Ephesians 6:12 – For we wrestle not against flesh and blood , but against principalities, against powers, against the rulers of the darkness of this world, against spiritual wickedness in high places.

INTRODUCTION:

This blog was written to inspire those who are experiencing or have experienced abuse, neglect, and abandonment in their lives from problematic men. Learn how to fight back, win, and move forward in finding God’s destiny and purpose for your life.

Most of us women as young girls dreamed and fantasized about our wedding day and our dream husband.  I did and I’m sure a lot of you did too. I would dream of how beautiful my wedding gown would be, my theme, all the details and a happy ever after. But, the reality is, that’s not how it turned out.  My relationship and marriage started out rough and turbulent and that’s how it ended.

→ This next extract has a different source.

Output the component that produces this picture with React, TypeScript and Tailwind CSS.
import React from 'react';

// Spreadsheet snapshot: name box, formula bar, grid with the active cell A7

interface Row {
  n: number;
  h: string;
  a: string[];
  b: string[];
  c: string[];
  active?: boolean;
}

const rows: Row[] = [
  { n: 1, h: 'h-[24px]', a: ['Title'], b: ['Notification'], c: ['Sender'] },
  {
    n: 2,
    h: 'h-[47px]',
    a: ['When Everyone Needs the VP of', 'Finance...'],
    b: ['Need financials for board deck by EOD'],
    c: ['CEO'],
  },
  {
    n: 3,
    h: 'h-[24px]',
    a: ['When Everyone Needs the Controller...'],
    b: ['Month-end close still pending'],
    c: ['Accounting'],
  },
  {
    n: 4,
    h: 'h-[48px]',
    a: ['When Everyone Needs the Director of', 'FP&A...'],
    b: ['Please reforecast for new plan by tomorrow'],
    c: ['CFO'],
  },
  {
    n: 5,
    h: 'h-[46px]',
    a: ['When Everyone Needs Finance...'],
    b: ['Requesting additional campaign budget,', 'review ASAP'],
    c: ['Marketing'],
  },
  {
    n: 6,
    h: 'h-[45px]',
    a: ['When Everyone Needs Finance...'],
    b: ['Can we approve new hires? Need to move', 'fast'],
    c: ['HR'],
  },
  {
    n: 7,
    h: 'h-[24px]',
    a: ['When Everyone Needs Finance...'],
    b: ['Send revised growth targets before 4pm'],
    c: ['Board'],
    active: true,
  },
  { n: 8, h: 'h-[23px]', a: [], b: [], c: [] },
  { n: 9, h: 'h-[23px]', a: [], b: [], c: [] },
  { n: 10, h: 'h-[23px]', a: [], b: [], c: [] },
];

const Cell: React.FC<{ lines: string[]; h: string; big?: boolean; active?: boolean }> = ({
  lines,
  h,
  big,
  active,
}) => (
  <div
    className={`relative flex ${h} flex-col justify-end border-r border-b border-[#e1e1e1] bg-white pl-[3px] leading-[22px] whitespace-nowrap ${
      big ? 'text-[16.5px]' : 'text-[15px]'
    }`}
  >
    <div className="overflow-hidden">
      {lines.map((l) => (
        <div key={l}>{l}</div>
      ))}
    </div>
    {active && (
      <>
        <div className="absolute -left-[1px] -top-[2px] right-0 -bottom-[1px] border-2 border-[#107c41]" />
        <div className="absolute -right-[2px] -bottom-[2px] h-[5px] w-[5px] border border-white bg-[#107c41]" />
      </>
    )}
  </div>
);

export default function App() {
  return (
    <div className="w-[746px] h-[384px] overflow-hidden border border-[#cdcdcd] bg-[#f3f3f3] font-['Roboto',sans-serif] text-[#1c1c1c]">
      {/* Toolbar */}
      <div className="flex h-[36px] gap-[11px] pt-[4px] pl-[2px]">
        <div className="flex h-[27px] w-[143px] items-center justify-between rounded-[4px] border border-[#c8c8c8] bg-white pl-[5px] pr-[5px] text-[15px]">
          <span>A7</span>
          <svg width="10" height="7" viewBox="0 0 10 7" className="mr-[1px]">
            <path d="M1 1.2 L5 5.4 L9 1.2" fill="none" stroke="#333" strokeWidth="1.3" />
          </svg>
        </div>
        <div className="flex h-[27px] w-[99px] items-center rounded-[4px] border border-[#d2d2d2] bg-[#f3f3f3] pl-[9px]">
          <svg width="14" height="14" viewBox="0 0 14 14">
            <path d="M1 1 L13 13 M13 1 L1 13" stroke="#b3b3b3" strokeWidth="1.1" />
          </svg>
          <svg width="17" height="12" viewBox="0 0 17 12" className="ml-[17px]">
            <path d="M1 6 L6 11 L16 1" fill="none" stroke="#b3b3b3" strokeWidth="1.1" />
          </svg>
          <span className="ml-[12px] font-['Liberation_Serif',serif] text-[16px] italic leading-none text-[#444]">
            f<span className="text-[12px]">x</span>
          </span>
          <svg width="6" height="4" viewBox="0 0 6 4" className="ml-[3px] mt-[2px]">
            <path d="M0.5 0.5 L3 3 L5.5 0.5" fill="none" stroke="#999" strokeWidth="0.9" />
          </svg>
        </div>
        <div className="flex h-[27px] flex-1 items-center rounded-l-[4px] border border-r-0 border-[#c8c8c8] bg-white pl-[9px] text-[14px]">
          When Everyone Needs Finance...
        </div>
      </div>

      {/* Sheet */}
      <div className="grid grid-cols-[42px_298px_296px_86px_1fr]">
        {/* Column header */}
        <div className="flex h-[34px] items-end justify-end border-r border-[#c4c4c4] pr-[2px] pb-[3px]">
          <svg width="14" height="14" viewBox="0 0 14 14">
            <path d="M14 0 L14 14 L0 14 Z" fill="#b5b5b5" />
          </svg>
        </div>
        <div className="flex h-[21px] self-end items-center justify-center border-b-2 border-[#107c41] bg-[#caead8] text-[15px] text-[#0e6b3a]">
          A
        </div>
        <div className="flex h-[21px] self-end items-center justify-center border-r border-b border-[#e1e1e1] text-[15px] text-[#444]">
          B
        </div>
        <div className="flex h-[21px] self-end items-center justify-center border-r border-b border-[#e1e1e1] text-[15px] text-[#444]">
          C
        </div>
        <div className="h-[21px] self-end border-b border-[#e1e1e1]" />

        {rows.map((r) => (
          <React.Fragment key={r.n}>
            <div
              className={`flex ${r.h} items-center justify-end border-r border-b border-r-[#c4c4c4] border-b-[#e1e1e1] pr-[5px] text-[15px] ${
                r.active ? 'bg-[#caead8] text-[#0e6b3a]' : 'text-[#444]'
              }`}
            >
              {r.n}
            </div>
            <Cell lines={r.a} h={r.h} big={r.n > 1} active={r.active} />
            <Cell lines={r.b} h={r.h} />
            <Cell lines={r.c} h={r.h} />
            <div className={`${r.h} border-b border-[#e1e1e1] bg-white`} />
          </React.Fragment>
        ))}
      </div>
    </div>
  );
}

As a young person I struggled with my faith and relationship with Jesus Christ. I first excepted Jesus into my life at the age of 16.  It was a on and off thing.  Never could get it together, stay the course, and grow in Christ like I needed to.  I think my upbringing played a huge part in that.  I grow up in a very dysfunctional home.  Even though my parents went to church they did not do a good job in showing me how to be the christian the bible calls us to be.  They argued and fought a lot and infidelity had it’s place in their marriage.  My father died when I was 10 and my mother was left with the responsibility to raise me and my younger brother. We did suffer mental and physical abuse.  My mother had several boyfriends that lived in the home with us from time to time and she would have fights with them.  She suffered from a gambling addiction that was at times just to much to deal with.  And yet we were still going to church while all this dysfunction was going on around us. So, just giving you a little of my childhood background you probably are starting to see where lot of my problems began.  The enemy had a plan to bring destruction into my life from childhood.  I could have turned to drugs and prostitution,  but I have a testimony today. God’s grace kept me on the right path through all the craziness. The Lord would not allow me to go down that road as so many others have.

For a lot of us women when we meet a guy he’s start’s off being so nice and considerate. He really goes above and beyond to impress you.  We can get so caught up in the bliss that we miss all the warning signs.  We dive in head first without doing our due diligence and taking our time to get to really know him. If we could learn to do that, we would miss a lot of pitfalls and not get into a relationship or marriage with a guy that we would come to regret.  Time is on your side, time is your friend when it comes to these situations. We rush into relationships and marriages prematurely. One day you wake up and realize things are not the same.  His whole demeanor has changed.  He’s not the man you meet and you start to wonder how did you end up in this mess. Well, this is what happened to me. I’m sure a lot of you may have experienced the same thing. Research shows that men that change personalities after some time in a relationship has been through some sort of abuse or has had a traumatic experience in their lives, normally as a child and they have never came face to face with dealing with that issue in a positive and therapeutic way.  They have never dealt with their demons. Unfortunately,  they carry this burden around and most times hide it very well when you meet them. So, what normally happens is in any relationship that they come into, they bring the burden into that relationship and it spills over into our lives. This is the reason the abuse starts and before you know your also a victim just like he is. If your in a relationship or marriage and your a victim of any kind of abuse you need to get out of that situation asap. These kind of men are in need of serious counseling.

This is not a message to bash men and give up hope.  There are good men out there but we have to take the time to really know what kind of man we are dealing with before getting to involved.  Do your homework, take plenty of time because your worth it and you deserve better. Remember, time is on your side and so is God.